MATH48111 - 2007/2008
General Information
- Title: Time Series Analysis and Forecasting
- Unit code: MATH48111
- Credits: 15
- Prerequisites: MATH20801 Statistical Methods, MATH38001 Statistical Inference, MATH38011 Linear Statistical Models
- Co-requisite units: None
- School responsible: Mathematics
- Members of staff responsible: Dr. Jingsong Yuan
Specification
Aims
To teach linear time series analysis theory and practice, covering both theoretical properties and computational algorithms.
Brief Description of the unit
This 15-credit unit covers the basic theory and practice of linear time series analysis at a level suitable for 4th year MMATH students specialising in statistics.
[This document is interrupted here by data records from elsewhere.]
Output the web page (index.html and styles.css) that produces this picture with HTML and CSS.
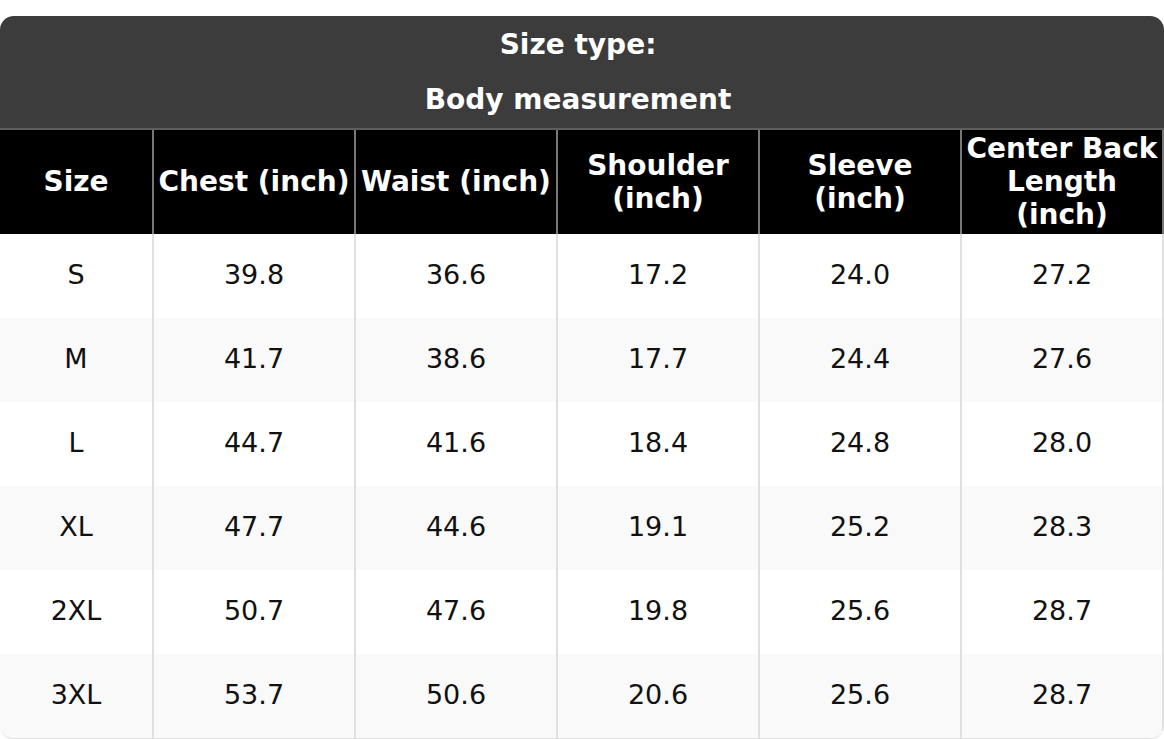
FILE: index.html
```html
<!DOCTYPE html>
<html lang="en">
<head>
<meta charset="utf-8">
<title>Size chart</title>
<link rel="stylesheet" href="styles.css">
</head>
<body>
<div class="chart">
  <table class="size-table">
    <colgroup>
      <col class="col-size">
      <col><col><col><col><col>
    </colgroup>
    <thead>
      <tr>
        <th class="type-head" colspan="6">
          <p class="type-line">Size type:</p>
          <p class="type-line">Body measurement</p>
        </th>
      </tr>
      <tr class="col-head">
        <th>Size</th>
        <th>Chest (inch)</th>
        <th>Waist (inch)</th>
        <th>Shoulder (inch)</th>
        <th>Sleeve (inch)</th>
        <th>Center Back Length (inch)</th>
      </tr>
    </thead>
    <tbody>
      <tr><td>S</td><td>39.8</td><td>36.6</td><td>17.2</td><td>24.0</td><td>27.2</td></tr>
      <tr><td>M</td><td>41.7</td><td>38.6</td><td>17.7</td><td>24.4</td><td>27.6</td></tr>
      <tr><td>L</td><td>44.7</td><td>41.6</td><td>18.4</td><td>24.8</td><td>28.0</td></tr>
      <tr><td>XL</td><td>47.7</td><td>44.6</td><td>19.1</td><td>25.2</td><td>28.3</td></tr>
      <tr><td>2XL</td><td>50.7</td><td>47.6</td><td>19.8</td><td>25.6</td><td>28.7</td></tr>
      <tr><td>3XL</td><td>53.7</td><td>50.6</td><td>20.6</td><td>25.6</td><td>28.7</td></tr>
    </tbody>
  </table>
</div>
</body>
</html>
```

FILE: styles.css
```css
html, body {
  margin: 0;
  padding: 0;
  background: #ffffff;
}

body {
  font-family: "DejaVu Sans", "Liberation Sans", sans-serif;
  font-size: 27px;
  line-height: 33px;
  color: #111111;
}

.chart {
  margin-top: 16px;
  border-radius: 14px;
  overflow: hidden;
  border-bottom: 1px solid #dedede;
  box-shadow: 0 1px 2px rgba(0, 0, 0, 0.06);
}

.size-table {
  width: 100%;
  table-layout: fixed;
  border-collapse: separate;
  border-spacing: 0;
}

.col-size {
  width: 154px;
}

.type-head {
  background: #3c3c3c;
  color: #ffffff;
  font-size: 28px;
  font-weight: bold;
  text-align: center;
  padding: 12px 8px 12px 0;
  border-bottom: 2px solid #5e5e5e;
}

.type-line {
  margin: 0;
}

.type-line + .type-line {
  margin-top: 22px;
}

.col-head th {
  background: #000000;
  color: #ffffff;
  font-size: 28px;
  font-weight: bold;
  text-align: center;
  vertical-align: middle;
  height: 99px;
  padding: 2px 3px 3px;
  border-right: 2px solid #777777;
}

.size-table td {
  text-align: center;
  vertical-align: middle;
  height: 33px;
  padding: 24px 4px 27px;
  border-right: 2px solid #e0e0e0;
}

.size-table tbody tr:nth-child(even) td {
  background: #f9f9f9;
}

.size-table tbody tr:nth-child(odd) td {
  background: #ffffff;
}
```
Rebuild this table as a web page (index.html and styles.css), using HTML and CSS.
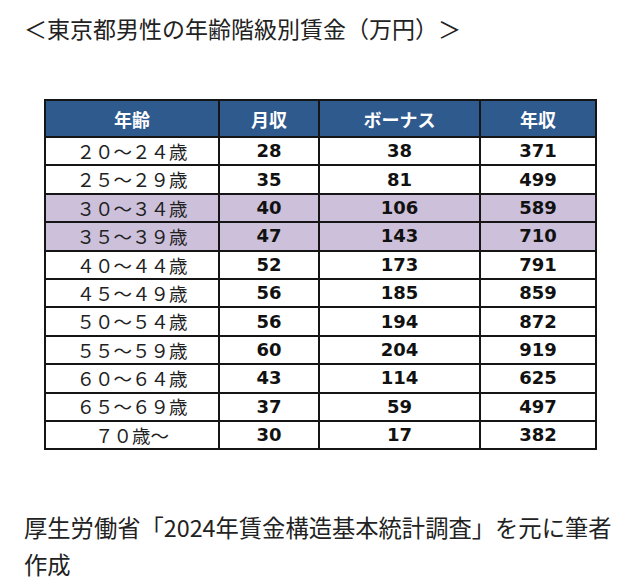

It will also be offered to MSc students in statistics as an option with 6 additional lectures.
Learning Outcomes
On successful completion of this module students will be able to
- prove the stationarity of a given time series;
- derive statistical properties of ARMA models and find best linear predictors, and
- identify, fit and forecast from an appropriate model.
Future topics requiring this course unit
None.
Syllabus
- Stationarity, autocovariances and spectrum. Spectral representation. Prediction and innovation. Singularity, regularity and Wold decomposition. [4 lectures]
- Linear models: AR, MA and ARMA and their interpretation as prediction models. Stationarity and invertibility conditions and checking. Their ACF, PACF and spectra. [6]
- Yule-Walker equations and the Levinson-Durbin algorithm. Estimation of the ACF and PACF. Estimation of ARMA model parameters and inferences. [5]
- ARIMA models and the Box-Jenkins approach. Recursive prediction. [4]
- State space models and the Kalman filter. [4]
- Multivariate ARMA models. [4]
Textbooks
- Priestley, M B, Spectral Analysis and Time Series Academic Press, London 1981.
- Brockwell P J and R A Davis, Time Series: Theory and Methods, Springer-Verlag, New York 1987.
- Chatfield, C, The Analysis of Time Series - An Introduction, Sixth Edition. Chapman and Hall/CRC, London 2004.
Teaching and learning methods
Up to three lectures plus a support class(computer class/examples class) each week. In addition students should expect to spend at least six hours each week on private study for this course unit.